Afterglow TFD 1 Sound file
Afterglow TFD 2 Sound File

Effects of Biasing

Movie of observed (electron gradB) drift resonant fluctuations.

-Frequency sweeping is observed. A constant rotation (30-40kHz) spontaneously begins to rise to a higher frequency, then relaxes to the original. This behavior is seen at the marginal Non-Axisymmetric Bias.
-These dynamics are correlated with the floating potential fluctuations.

TFD of Temporal Eigenfunction from Bi-orthogonal Decomposition of PI signals displays frequency sweeping. The Decomposition is done for 70 gridded energy analyzers located at the pole of the Dipole Magnet.

TFD of Flating potential over the same time period.

Density Regimes

When the CTX is sufficiently fueled, the plasma denisty transitions from the 'Low-Density' regime, to the 'High-Density' regime. This transition suppresses the HEI Instability and is marked by large 10-20kHz fluctuations in the electrostatic potential seen here by nine floating tips in a radial array, as well as a probe at a larger equatorial radius. A transition to this density regime can be seen in this movie.

Turbulence In CTX

The "high density" regime is characterized by intense fluctuations in density and potential which obey a power-law above a few kHz. This is typical of turbulence, or temporal chaos.

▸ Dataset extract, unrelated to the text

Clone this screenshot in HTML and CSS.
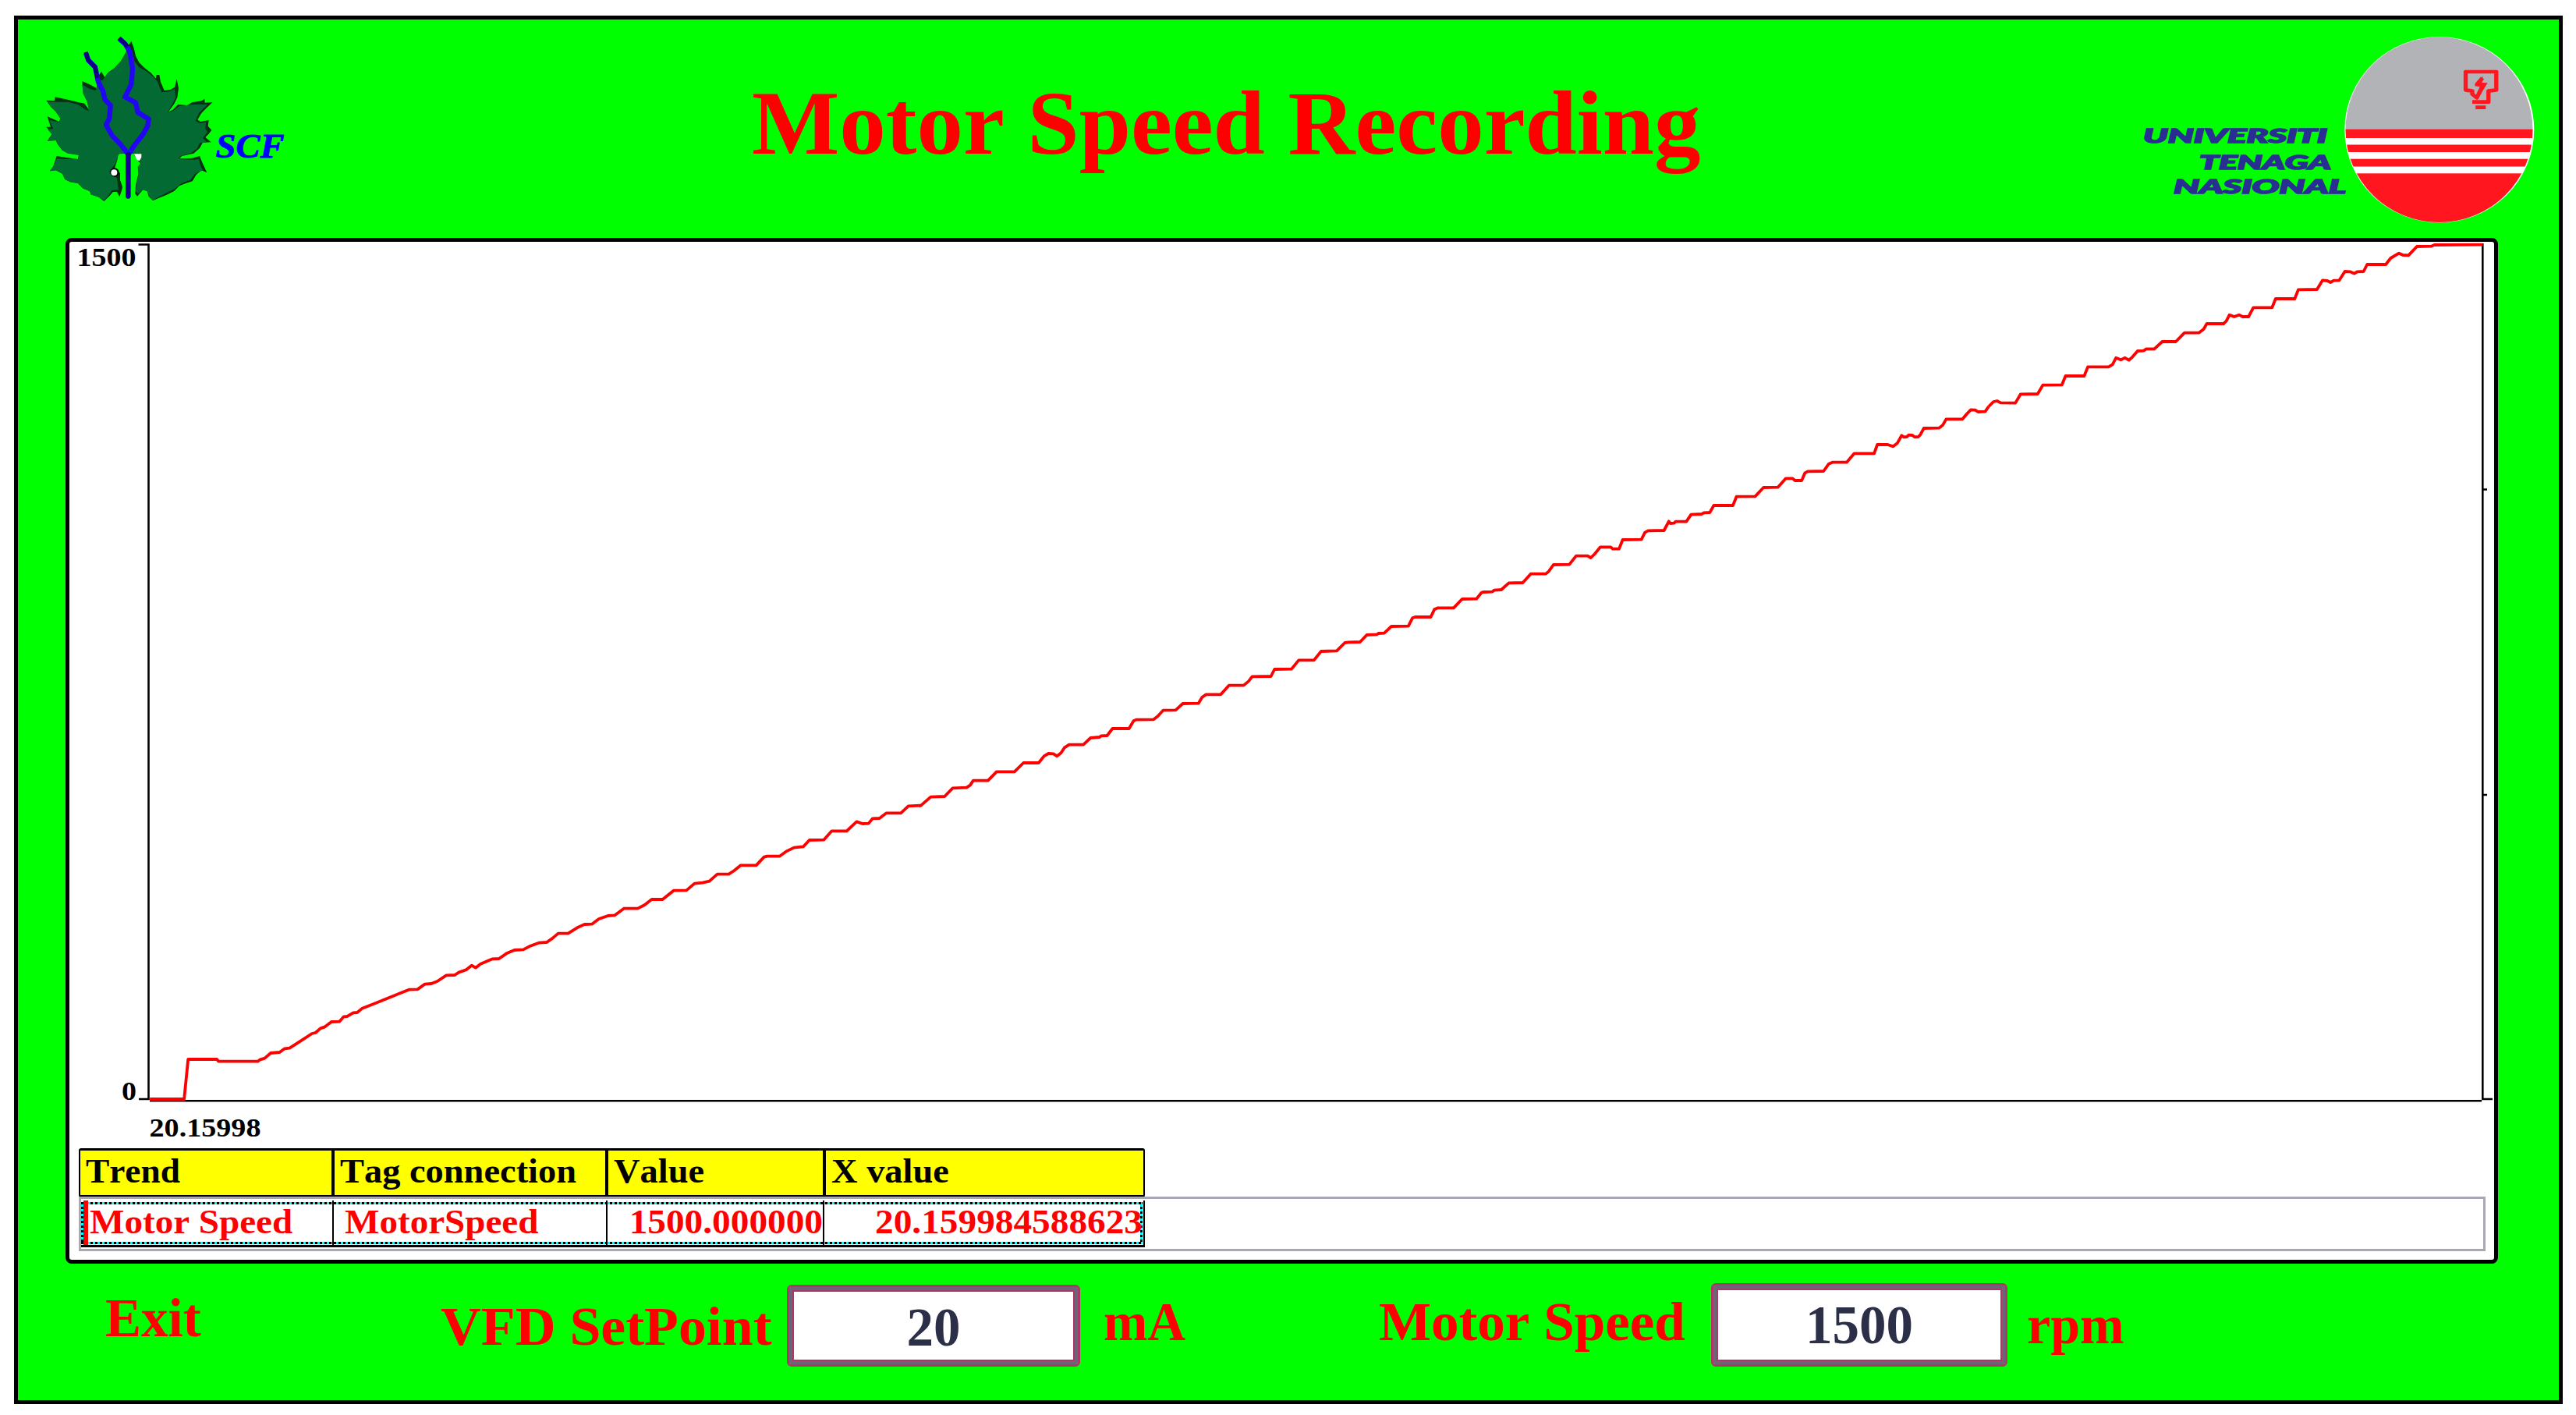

The turbulence in CTX can be observed through the visible light emitted by the plasma. Because the fluctuations are much faster than a standard camera can view, we are using a high speed camera (Phantom v7.1) to view the plasma in slow motion.

A movie ("Download Link", and play in Quicktime) of the local plasma radius displays the raw image in false-color, as well as the fluctuation from the time-average.

A summary plot shows that the fluctuations are highest where the gradient is steepest, and where the heating zone is (ECRH).